WHETHER THE FISHERMAN USED BEEF HEART OR CHICKEN GUTS, FRESHWATER SHRIMP OR SOAP FOR BAIT, GLISSON REMEMBERS HOW –WHAT THE FISH WERE BITIN’ DIDN’T SAY A SECRET FOR LONG.

“THERE WAS A THING THAT NO ONE WOULD BE SO GREEDY AS IF THEY FOUND SOMETHING THE FISH WOULD BITE, THEY WOULD IMMEDIATELY SHARE IT WITH EVERYONE SO THAT THERE WAS ALWAYS THIS ATTITUDE THAT THERE WAS PLENTY OF FISH OUT THERE FOR EVERYONE.  IT WAS JUST A CASE OF KNOWING HOW TO CATCH THEM AND HOW TO DO IT.”

AND ALWAYS SAYS GLISSON, THERE EXISTED AN ETERNAL OPTIMISM ABOUT THE TASK.

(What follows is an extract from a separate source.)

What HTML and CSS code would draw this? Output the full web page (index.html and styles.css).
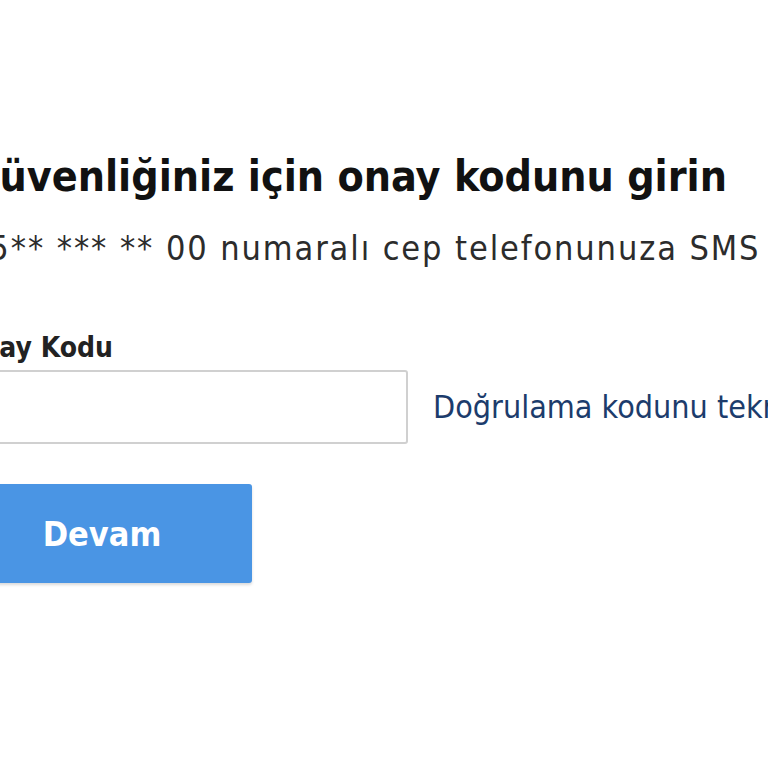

“CATFISH CAN BE THE MOST CANTANKEROUS THING IN THE WORLD ABOUT WHAT THEY WOULD BITE AND WHEN THEY WOULD BITE.  IT WAS ALWAYS AN ASSUMPTION THAT IF I CAN FIND THE RIGHT BAIT THAT THERE WILL THEN BE A FISH ON EVERY HOOK AND PROPERITY WILL REIGN ON US ALL.”

ANY DISPUTES SAYS GLISSON FISHERMAN TOOK CARE ON THE OLD CROSS CREEK BRIDGE…ONE WAY OR ANOTHER.  ALTHOUGH SOME FISHERMAN CONTINUED CATFISHING THROUGH THE 1960S, THE HEYDAYS ENDED WHEN GLISSON’S FATHER TOM DIED IN 1950.   BUT GLISSON SAYS HE’LL ALWAYS CHERISH HIS MEMORIES OF THE COLORFUL CONVERSATIONS AROUND HIS DAD’S SKINNING BENCHES IN THE HAND-BUILT PALMETTO LOG FISH HOUSE IN CROSS CREEK…AND SAYS HE’S GLAD AT LEAST ONE CATFISHERMAN KEEPS THE CULTURE ALIVE.  DON BAUKNIGHT,

“I AIN’T TIRED OF IT.  I LOVE TO DO IT.  I’M CONTENT WITH IT.  I’M BUSY WITH IT.  TIME GO BY FAST WITH IT.  I’M HAPPY WITH IT.  IF I HAD TO DO IT ALL OVER AGAIN, I’LL DO IT.  I HAD TWO WIVES TRY TO GET ME AWAY FROM IT BUT THEY FAILED.  THEY WENT ON.  I STAYED.”

FOR MID-FLORIDA PUBLIC RADIO, I’M DONNA GREEN-TOWNSEND.